UC Awarded Nearly $1.3 Million NSF Grant for Labs

Ursinus College is the recipient of a nearly $1.3 million grant from the National Science Foundation for the renovation of two labs in Thomas Hall, the life sciences building. The renovated facilities will foster student-faculty research by enabling more students to work collaboratively with faculty mentors on research projects in facilities that better support their research activities.

The renovation is part of a broader plan to re-envision and strengthen the sciences at Ursinus.

Thomas Hall

As a result of the $1,293,801 grant, two labs will be gutted and renovated for molecular and cellular biology research.
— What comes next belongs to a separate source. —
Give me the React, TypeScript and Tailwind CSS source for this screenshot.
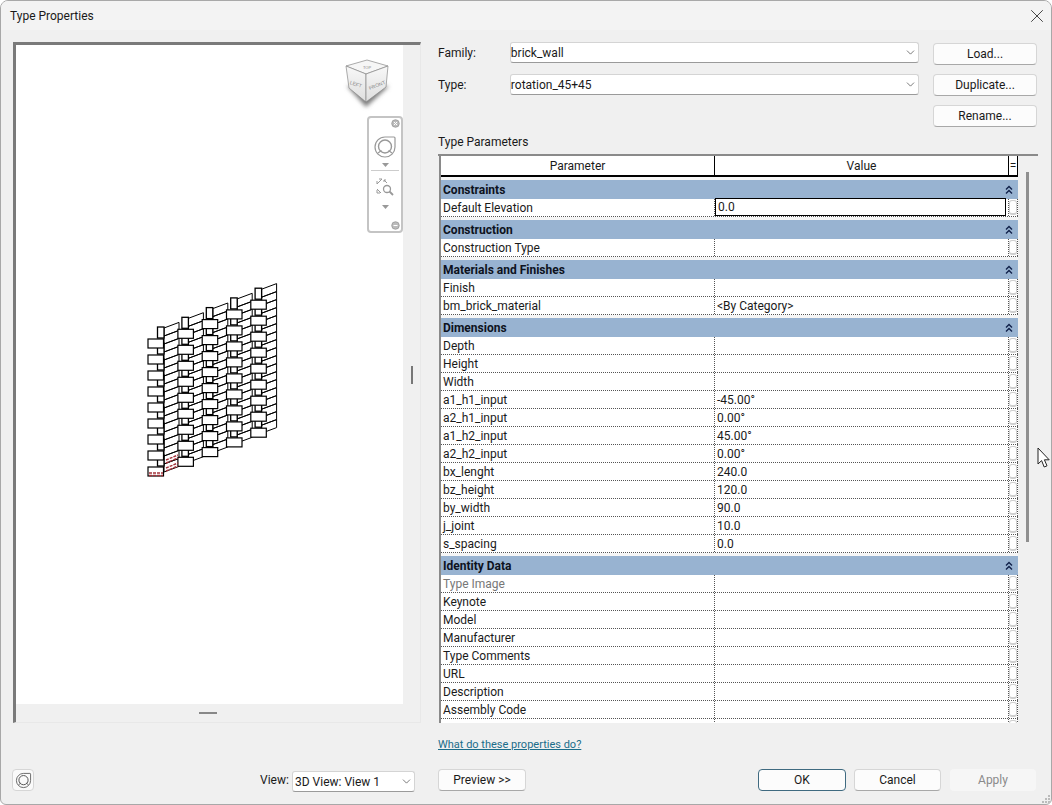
import { ChevronDown, X } from "lucide-react";

type Row = { n: string; v?: string; dim?: boolean; focus?: boolean };
type Section = { title: string; rows: Row[] };

const sections: Section[] = [
  { title: "Constraints", rows: [{ n: "Default Elevation", v: "0.0", focus: true }] },
  { title: "Construction", rows: [{ n: "Construction Type" }] },
  { title: "Materials and Finishes", rows: [{ n: "Finish" }, { n: "bm_brick_material", v: "<By Category>" }] },
  {
    title: "Dimensions",
    rows: [
      { n: "Depth" },
      { n: "Height" },
      { n: "Width" },
      { n: "a1_h1_input", v: "-45.00°" },
      { n: "a2_h1_input", v: "0.00°" },
      { n: "a1_h2_input", v: "45.00°" },
      { n: "a2_h2_input", v: "0.00°" },
      { n: "bx_lenght", v: "240.0" },
      { n: "bz_height", v: "120.0" },
      { n: "by_width", v: "90.0" },
      { n: "j_joint", v: "10.0" },
      { n: "s_spacing", v: "0.0" },
    ],
  },
  {
    title: "Identity Data",
    rows: [
      { n: "Type Image", dim: true },
      { n: "Keynote" },
      { n: "Model" },
      { n: "Manufacturer" },
      { n: "Type Comments" },
      { n: "URL" },
      { n: "Description" },
      { n: "Assembly Code" },
      { n: "Cost" },
    ],
  },
];

function Wheel({ size = 24, color = "#777" }: { size?: number; color?: string }) {
  return (
    <svg width={size} height={size} viewBox="0 0 24 24" fill="none" stroke={color}>
      <path d="M12 2h9a1 1 0 0 1 1 1v9a10 10 0 1 1-10-10z" strokeWidth="1.2" />
      <circle cx="12" cy="11.5" r="6.5" strokeWidth="1.4" />
      <path d="M5 18l3.5-2.5M19 18l-3.5-2.5" strokeWidth="1.2" />
    </svg>
  );
}

function Wall() {
  const cols = [0, 1, 2, 3, 4];
  const rows = [0, 1, 2, 3, 4, 5, 6, 7, 8];
  const courses = [0, 1, 2, 3, 4, 5, 6, 7, 8, 9, 10, 11, 12, 13, 14, 15, 16, 17];
  const slants: string[] = [];
  const narrows: { x: number; y: number }[] = [];
  const faces: { x: number; y: number }[] = [];
  cols.forEach((c) => {
    courses.forEach((k) => {
      const sx = 164 + 24.4 * c;
      const sy = 328 - 9.7 * c + 8 * k;
      slants.push(`M${sx} ${sy}L${sx + 15} ${sy - 5.6}L${sx + 15} ${sy + 2.4}L${sx} ${sy + 8}Z`);
    });
    rows.forEach((j) => {
      const y = -9.7 * c + 16 * j;
      narrows.push({ x: 157.5 + 24.4 * c, y: 327 + y });
      faces.push({ x: c === 0 ? 148 : 153.6 + 24.3 * c, y: 339 + y });
    });
  });
  return (
    <g>
      <path d={slants.join("")} fill="#fff" stroke="#000" strokeWidth="1" />
      {narrows.map((n, i) => (
        <rect key={i} x={n.x} y={n.y} width="6.5" height="11" fill="#fff" stroke="#000" strokeWidth="1.3" />
      ))}
      {faces.map((f, i) => (
        <rect key={i} x={f.x} y={f.y} width="15.5" height="9" fill="#fff" stroke="#000" strokeWidth="1.2" />
      ))}
      <path
        d="M149 473h14M149 475.5h14M166 468l12-5M166 471l12-5M166 463l12-5M166 460l12-5"
        stroke="#a3323a"
        strokeWidth="1.4"
        strokeDasharray="3 1"
        fill="none"
      />
    </g>
  );
}

function Cube() {
  return (
    <g>
      <defs>
        <filter id="cubeBlur" x="-30%" y="-60%" width="160%" height="220%">
          <feGaussianBlur stdDeviation="2" />
        </filter>
        <linearGradient id="cubeFace" x1="0" y1="0" x2="0" y2="1">
          <stop offset="0" stopColor="#f8f8f8" />
          <stop offset="1" stopColor="#dedede" />
        </linearGradient>
      </defs>
      <path d="M347 86L366 107L389 86Z" fill="#7c7c7c" filter="url(#cubeBlur)" />
      <path d="M346 66L367 60L388 66L366 74Z" fill="#f6f6f6" stroke="#888" strokeWidth="0.7" />
      <path d="M346 66L366 74L366 102L349 88Z" fill="url(#cubeFace)" stroke="#888" strokeWidth="0.7" />
      <path d="M388 66L366 74L366 102L386 87Z" fill="url(#cubeFace)" stroke="#888" strokeWidth="0.7" />
      <text x="367" y="68.5" fontSize="4" textAnchor="middle" fill="#888" fontFamily="Liberation Sans, sans-serif">TOP</text>
      <text x="356" y="86" fontSize="5" textAnchor="middle" fill="#888" fontFamily="Liberation Sans, sans-serif" transform="rotate(18 356 84)">LEFT</text>
      <text x="377" y="87" fontSize="5" textAnchor="middle" fill="#888" fontFamily="Liberation Sans, sans-serif" transform="rotate(-22 377 85)">FRONT</text>
    </g>
  );
}

function NavBar() {
  return (
    <div className="absolute left-[351px] top-[71px] flex h-[117px] w-[36px] flex-col items-center rounded-[4px] border-2 border-[#c4c4c4] bg-white">
      <svg className="absolute right-[1px] top-[1px]" width="9" height="9" viewBox="0 0 9 9">
        <circle cx="4.5" cy="4.5" r="3.8" fill="#bbb" stroke="#888" strokeWidth="0.6" />
        <path d="M3 3l3 3M6 3l-3 3" stroke="#fff" />
      </svg>
      <div className="mt-[17px]">
        <Wheel size={24} color="#999" />
      </div>
      <svg className="mt-[4px]" width="7" height="4" viewBox="0 0 7 4">
        <path d="M0 0h7L3.5 4z" fill="#999" />
      </svg>
      <div className="mt-[3px] h-px w-[28px] bg-[#ccc]" />
      <svg className="mt-[7px]" width="18" height="18" viewBox="0 0 18 18" fill="none" stroke="#999">
        <path d="M6 1L1 6M6 1H3M1 6V3M1 11l4 4M1 15v-3M1 15h3M8 2l3 3M8 2v2M8 2h2" strokeWidth="1" />
        <circle cx="11" cy="11" r="3.5" strokeWidth="1.3" />
        <path d="M13.5 13.5L17 17" strokeWidth="1.8" />
      </svg>
      <svg className="mt-[9px]" width="7" height="4" viewBox="0 0 7 4">
        <path d="M0 0h7L3.5 4z" fill="#999" />
      </svg>
      <svg className="absolute bottom-[1px] right-[1px]" width="9" height="9" viewBox="0 0 9 9">
        <circle cx="4.5" cy="4.5" r="3.8" fill="#bbb" stroke="#888" strokeWidth="0.6" />
        <path d="M2.5 4.5h4" stroke="#fff" />
      </svg>
    </div>
  );
}

function Select({ label, className }: { label: string; className: string }) {
  return (
    <div
      className={`flex items-center justify-between rounded-[3px] border border-[#d4d4d4] border-b-[#9a9a9a] bg-white pr-[1px] ${className}`}
    >
      <span className="pt-px">{label}</span>
      <ChevronDown size={13} strokeWidth={1.3} color="#444" />
    </div>
  );
}

function Btn({ label, className = "" }: { label: string; className?: string }) {
  return (
    <div
      className={`flex h-[22px] items-center justify-center rounded-[4px] border border-[#d6d6d6] border-b-[#a8a8a8] bg-[#fcfcfc] ${className}`}
    >
      {label}
    </div>
  );
}

function Collapse() {
  return (
    <svg width="8" height="10" viewBox="0 0 8 10" fill="none" stroke="#10204a" strokeWidth="1.4">
      <path d="M1 4.5L4 1.5L7 4.5M1 8.5L4 5.5L7 8.5" />
    </svg>
  );
}

function ParamRow({ row }: { row: Row }) {
  return (
    <div className="flex h-[18px] border-b border-dotted border-[#555] bg-white leading-[19px]">
      <div className={`w-[273px] shrink-0 pl-[2px] ${row.dim ? "text-[#777]" : ""}`}>{row.n}</div>
      <div className="w-[294px] shrink-0 border-l border-dotted border-[#555] pl-[2px]">
        {row.focus ? (
          <div className="-mt-px ml-[-2px] mr-[2px] h-[18px] border-[1.5px] border-black pl-[2px] leading-[16px]">{row.v}</div>
        ) : (
          row.v
        )}
      </div>
      <div className="flex flex-1 items-center justify-center border-x border-dotted border-[#555]">
        <div className="h-[15px] w-[8px] rounded-[3px] border border-b-2 border-[#cfcfcf] bg-white" />
      </div>
    </div>
  );
}

export default function App() {
  return (
    <div
      className="relative flex h-[805px] w-[1052px] flex-col overflow-hidden rounded-t-[8px] rounded-b-[6px] border border-[#a8a8a8] bg-[#f0f0f0] text-[12px] text-[#1a1a1a]"
      style={{ fontFamily: 'Roboto, "Liberation Sans", sans-serif' }}
    >
      <div className="flex h-[29px] shrink-0 items-center justify-between bg-[#f3f3f3] pl-[9px] pr-[3px]">
        <span>Type Properties</span>
        <X size={22} strokeWidth={0.9} color="#222" />
      </div>

      <div className="flex h-[683px] shrink-0 pl-[12px] pt-[12px]">
        <div className="flex h-[681px] w-[408px] shrink-0 flex-col border-b border-l-[3px] border-r border-t-[3px] border-[#e8e8e8] border-l-[#7a7a7a] border-t-[#7a7a7a]">
          <div className="flex h-[659px] shrink-0">
            <div className="relative h-[659px] w-[387px] shrink-0 bg-white">
              <svg className="block h-full w-full" viewBox="16 45 387 659">
                <Wall />
                <Cube />
              </svg>
              <NavBar />
            </div>
            <div className="flex flex-1 items-center justify-center">
              <div className="mb-[-1px] h-[18px] w-[2px] bg-[#777]" />
            </div>
          </div>
          <div className="flex flex-1 items-center justify-center pr-[20px]">
            <div className="h-[2px] w-[18px] bg-[#888]" />
          </div>
        </div>

        <div className="ml-[17px] flex w-[600px] shrink-0 flex-col">
          <div className="flex">
            <div className="flex w-[481px] flex-col gap-[11px]">
              <div className="flex h-[21px] items-center">
                <span className="w-[72px]">Family:</span>
                <Select label="brick_wall" className="h-[21px] w-[410px]" />
              </div>
              <div className="flex h-[21px] items-center">
                <span className="w-[72px]">Type:</span>
                <Select label="rotation_45+45" className="h-[21px] w-[410px]" />
              </div>
            </div>
            <div className="ml-[14px] mt-px flex w-[104px] flex-col gap-[9px]">
              <Btn label="Load..." />
              <Btn label="Duplicate..." />
              <Btn label="Rename..." />
            </div>
          </div>
          <div className="mt-[6px] h-[18px] leading-[18px]">Type Parameters</div>
          <div className="mt-[3px] flex h-[569px] w-[600px] border-t-2 border-[#8a8a8a]">
            <div className="ml-px flex h-[567px] w-[579px] flex-col overflow-hidden border-l-2 border-[#8a8a8a] bg-[#f6f6f6]">
              <div className="mb-[3px] flex h-[21px] shrink-0 border-b-2 border-black bg-white text-center leading-[21px]">
                <div className="w-[273px] shrink-0">Parameter</div>
                <div className="h-full w-[294px] shrink-0 border-l border-black">Value</div>
                <div className="h-full flex-1 border-x border-black">=</div>
              </div>
              {sections.map((s) => (
                <div key={s.title} className="mb-[3px] shrink-0">
                  <div className="flex h-[19px] items-center justify-between bg-[#98b3d1] pl-[2px] pr-[5px] font-bold text-[#0d1220]">
                    <span>{s.title}</span>
                    <Collapse />
                  </div>
                  {s.rows.map((r) => (
                    <ParamRow key={r.n} row={r} />
                  ))}
                </div>
              ))}
            </div>
            <div className="ml-[8px] mt-[16px] h-[370px] w-[3px] bg-[#8f8f8f]" />
          </div>
          <div className="h-px w-[600px] bg-[#fafafa]" />
        </div>
      </div>

      <div className="mt-[23px] h-[18px] shrink-0 pl-[437px] text-[11px] leading-[18px] text-[#1b6d8a] underline">
        What do these properties do?
      </div>

      <div className="mt-[15px] flex h-[22px] shrink-0 items-center pl-[11px]">
        <div className="flex h-[22px] w-[22px] items-center justify-center rounded-[4px] border border-[#d6d6d6] bg-[#fafafa]">
          <Wheel size={17} color="#555" />
        </div>
        <span className="ml-[226px] w-[28px]">View:</span>
        <Select label="3D View: View 1" className="ml-[4px] mt-[2px] h-[21px] w-[123px] pl-[2px]" />
        <Btn label="Preview >>" className="ml-[23px] w-[88px]" />
        <div className="ml-[232px] flex h-[22px] w-[88px] items-center justify-center rounded-[4px] border-[1.5px] border-[#3f6a80] bg-[#fcfcfc]">
          OK
        </div>
        <Btn label="Cancel" className="ml-[8px] w-[87px]" />
        <div className="ml-[9px] flex h-[22px] w-[86px] items-center justify-center rounded-[4px] bg-[#f6f6f6] text-[#8a8a8a]">
          Apply
        </div>
      </div>

      <svg className="absolute left-[1036px] top-[446px]" width="14" height="22" viewBox="0 0 14 22">
        <path d="M1 1V17L4.6 13.6L7.2 20L10 18.8L7.4 12.8H12.2Z" fill="#fff" stroke="#222" strokeWidth="1" />
      </svg>
      <div className="absolute bottom-[1px] right-[1px] grid grid-cols-3 gap-px">
        {[0, 1, 2, 3, 4, 5, 6, 7, 8].map((i) => (
          <div key={i} className={`h-[2px] w-[2px] ${[0, 1, 3].includes(i) ? "bg-transparent" : "bg-[#bbb]"}`} />
        ))}
      </div>
    </div>
  );
}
The most significant proposed improvement will be the addition of a new environmental system for the two labs – rooms 110 and 212 — and their support spaces. An air handler will provide centralized, efficient temperature and humidity control for both labs.
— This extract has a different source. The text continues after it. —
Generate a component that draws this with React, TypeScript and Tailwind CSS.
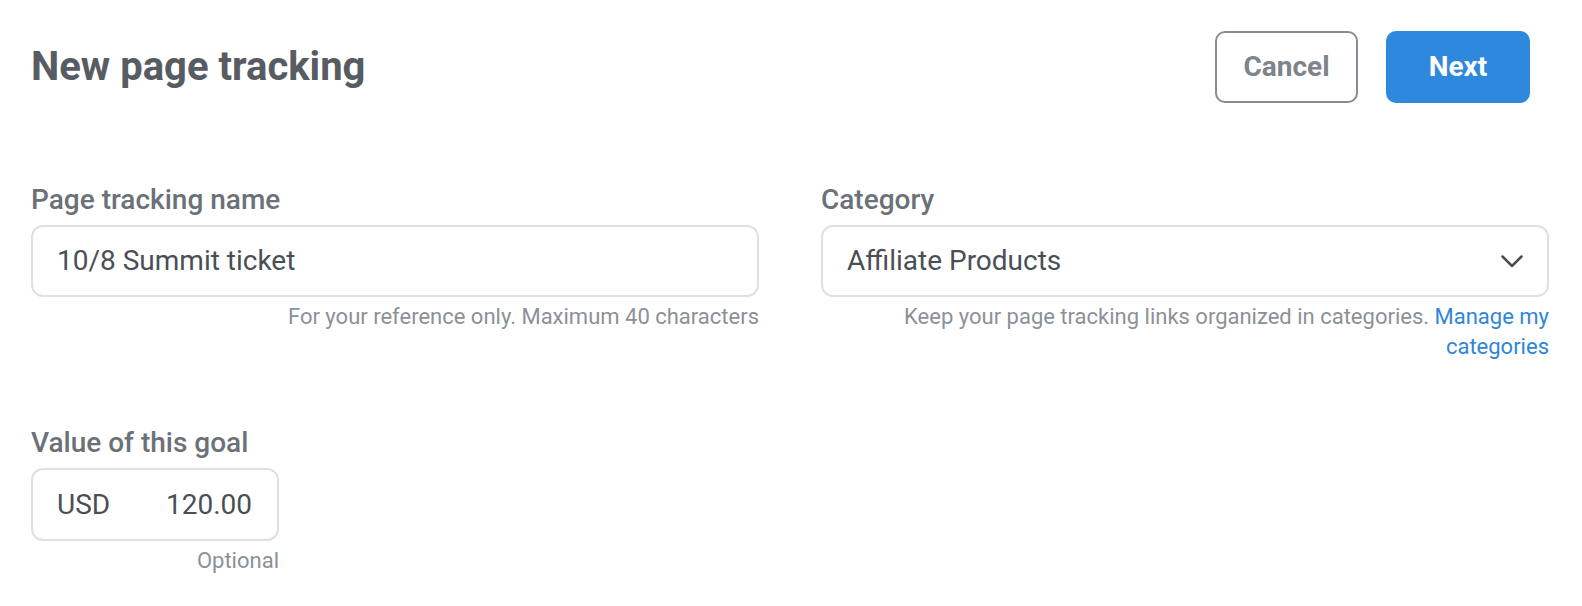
import React from 'react'

const font = { fontFamily: 'Roboto, "Noto Sans", sans-serif' }

function Label({ children }: { children: React.ReactNode }) {
  return (
    <div className="text-[28px] leading-[32px] font-medium text-[#6b7178] mb-[9px]">
      {children}
    </div>
  )
}

function Helper({ children }: { children: React.ReactNode }) {
  return (
    <div className="mt-[5px] text-right text-[22px] leading-[30px] text-[#8b9198]">
      {children}
    </div>
  )
}

export default function App() {
  return (
    <div className="min-h-screen bg-white" style={font}>
      {/* Header */}
      <div className="flex items-center justify-between pl-[31px] pr-[52px] pt-[31px]">
        <h1 className="text-[40px] leading-[44px] font-bold text-[#575c63]">New page tracking</h1>
        <div className="flex items-center gap-[28px]">
          <button className="w-[143px] h-[72px] rounded-[10px] border-2 border-[#878d94] bg-white text-[28px] font-bold text-[#7d848b]">
            Cancel
          </button>
          <button className="w-[144px] h-[72px] rounded-[10px] bg-[#2e88dc] text-[28px] font-bold text-white">
            Next
          </button>
        </div>
      </div>

      <div className="pl-[31px] pr-[33px] pt-[81px]">
        <div className="grid grid-cols-2 gap-x-[62px]">
          <div>
            <Label>Page tracking name</Label>
            <div className="h-[72px] rounded-[12px] border-2 border-[#e0e0e0] flex items-center px-[24px] text-[28px] text-[#4a4f56]">
              10/8 Summit ticket
            </div>
            <Helper>For your reference only. Maximum 40 characters</Helper>
          </div>
          <div>
            <Label>Category</Label>
            <div className="h-[72px] rounded-[12px] border-2 border-[#e0e0e0] flex items-center justify-between pl-[24px] pr-[24px] text-[28px] text-[#4a4f56]">
              <span>Affiliate Products</span>
              <svg width="22" height="13" viewBox="0 0 22 13" fill="none">
                <path d="M1.5 1.5 L11 11 L20.5 1.5" stroke="#4a4f56" strokeWidth="2.5" strokeLinecap="round" strokeLinejoin="round" />
              </svg>
            </div>
            <Helper>
              Keep your page tracking links organized in categories.{' '}
              <a className="text-[#2f86d9]">Manage my categories</a>
            </Helper>
          </div>
        </div>

        <div className="mt-[65px] w-[248px]">
          <Label>Value of this goal</Label>
          <div className="h-[73px] rounded-[12px] border-2 border-[#e0e0e0] flex items-center justify-between pl-[24px] pr-[25px] text-[28px] text-[#4a4f56]">
            <span>USD</span>
            <span>120.00</span>
          </div>
          <Helper>Optional</Helper>
        </div>
      </div>
    </div>
  )
}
Additionally, the labs will have countertops wrapping two walls, new islands in the center of the labs with additional storage, as well as sinks, overhead lighting and shades for sun control.

One research lab will be used by two groups of students that study C. elegans worms. Research in Dr. Rebecca Kohn’s lab focuses on understanding how release of neurotransmitters at synapses is controlled by the protein UNC-13 using the model organism, Caenorhabditis elegans. Research in Dr. Rebecca Lyczak’s laboratory aims to understand the regulation of centrosome positioning in establishing anterior-posterior polarity in the one-cell Caenorhabditis elegans embryo. In the second lab, Dr. Dale Cameron’s work focuses on the role of prion-like protein aggregation in the normal biology of the cell using the model organism, Saccharomyces cerevisiae.

In the C. elegans labs, the new spaces will allow for a series of genetic suppressor screens that could not be performed in the current space. Researchers in Dr. Cameron’s laboratory plan to carry out a series of experiments which will involve measuring the growth rates of mutant yeast strains at a range of temperatures, requiring multiple incubators and spectrophotometer operating simultaneously and in close proximity.